Наши встречи с ним, как и со старшим братом, были всегда спорадическими; но встречались мы всегда дружно, и жизнь всегда давала очередные темы для поучительной беседы. Я любил эти встречи, вводившие меня путем рассказов, в области жизни, мне мало известные. Реже приходилось встречаться с третьим братом, Александром, - тоже не удержавшимся в рамках военной службы и тоже занявшимся способами улучшить свое состояние. Он не был так предприимчив, как Сергей, но зато его приобретения казались более прочными. По-видимому, только казались, так как по его смерти - всё пошло прахом.
У него была семья, с которой я познакомился только после его смерти: симпатичный сын, Даня, поэт и мечтатель, и прелестная девушка. Оба кончили трагически: Даня - самоубийством, девочку быстро свела в могилу болезнь, Александр познакомил меня еще с одной {25} кузиной из семьи Гусевых, Маней, вышедшей замуж за солидного англичанина Росса; в Лондоне они принимали меня по-родственному. Всех позднее я познакомился еще с одним членом материнской семьи, глубоким стариком Петром, героем походов времен завоевания Кавказа,
пережившим все трудности этих походов, тяжело раненым, но не взысканным милостями начальства. Он женился на грузинке, привез с собой миловидную дочь, с огромными нерусскими глазами, - потом скоро исчез с нашего горизонта. Младшее поколение семьи Гусевых уже выросло вне моего наблюдения, и я воздерживаюсь от описания его членов. Во всяком случае, из сказанного видно, как широко раскинулась наша родня с материнской стороны, разбросав свои щупальцы в самые разнообразные и отдаленные углы русской земли. Через них и мне приходилось участвовать урывками в их обильном жизненном опыте.

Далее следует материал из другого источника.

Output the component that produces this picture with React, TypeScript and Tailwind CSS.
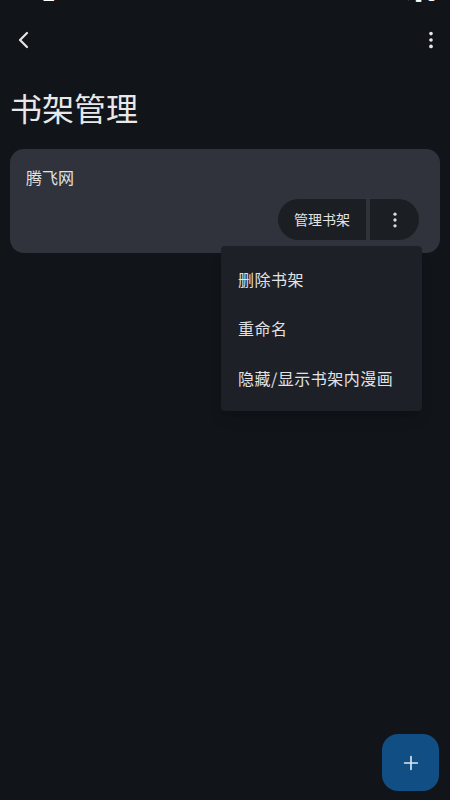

Наша мать сама про себя с гордостью повторяла, что она "султановской породы", и другие с этим соглашались. Она была женщина страстная и властная. В семье она играла первую роль. Отец, более мягкого характера и менее яркой индивидуальности, как-то перед ней стушевывался и ей подчинялся. Мать не знала нашего дедушку, но, когда приехала из Сибири в Москву бабушка с тетками, то мать, недовольная, кажется, этим приездом, решительно противопоставила свою "султановскую породу" этой "азигильдовской", постоянно попрекая этим отца. Лада у нас в семье не было, - и это задолго до приезда "азигильдовской породы".
Из самой глубины младенческого мрака у меня навсегда запечатлелась (вероятно, еще из Лефортовских годов) такая картина. Мы сидим за ужином в слабо освещенной керосиновой лампой комнате. Между отцом и матерью ведется крупный разговор, для нас непонятный, и кончается тем, что в отца летит тарелка и разбивается о противоположную стену. Мы сидим - ни живы, ни мертвы и потихоньку хныкаем. В таких случаях на младенцев не обращают внимания - и напрасно. Эта сцена отложилась у меня в памяти на всю жизнь. Вероятно, на ней и на других подобных и сложилось наше отношение к родителям. Отец, занятый своими делами, вообще не обращал внимания {26} на детей и не занимался нашим воспитанием. Руководила нами мать; к ней мы были гораздо ближе - и ее по-своему любили, хотя и страдали по временам от припадков ее воли. Однако, ее заботы ограничивались преимущественно внешней стороной воспитания и, вероятно, немногими моральными внушениями общего характера. Дальше этого общего характера не шел и ее интерес к религии.
Сколько я себя помню, у нас, детей, помимо соблюдения обязательного обряда сыновнего повиновения, сложилась своя собственная внутренняя жизнь, забронированная от родительского внимания и наиболее для нас интересная. Пытаясь объяснить себе, как это могло случиться, я должен искать корней в области далекого подсознательного прошлого. Из глубины забвения всплывает мрачная картина - телесных наказаний - тоже восходящая к Лефортовскому периоду. Не помню, чтобы мы с братом совершали какие-нибудь преступления, которые должны были бы караться таким способом, но кара появлялась как-то внезапно и была неумолима. Слезы, вопли, просьбы о прощении - ничто не помогало. Решение, продиктованное, обычно, матерью, выполнялось отцом. Приготовления к экзекуции ощущались, кажется, еще страшнее самой экзекуции. Потом отчаяние, нечеловеческие крики, боль, злоба, непримиренный конец, чувство обиды, несправедливости.
В старые годы я перечитал "Исповедь" Ж. Ж. Руссо. Его анализ совершенно верен. Телесное наказание рвет моральную связь и уничтожает доверие к родителям.
Между детьми и ними становится стена; за невозможностью взаимного понимания, сговора и убеждения создается система укрывательства внутренних побуждений и, по необходимости, лукавства и лжи. Прослеженный Руссо процесс в нашем случае прошел не так ярко - и остался вне нашего внимания. Но плоды его были те же.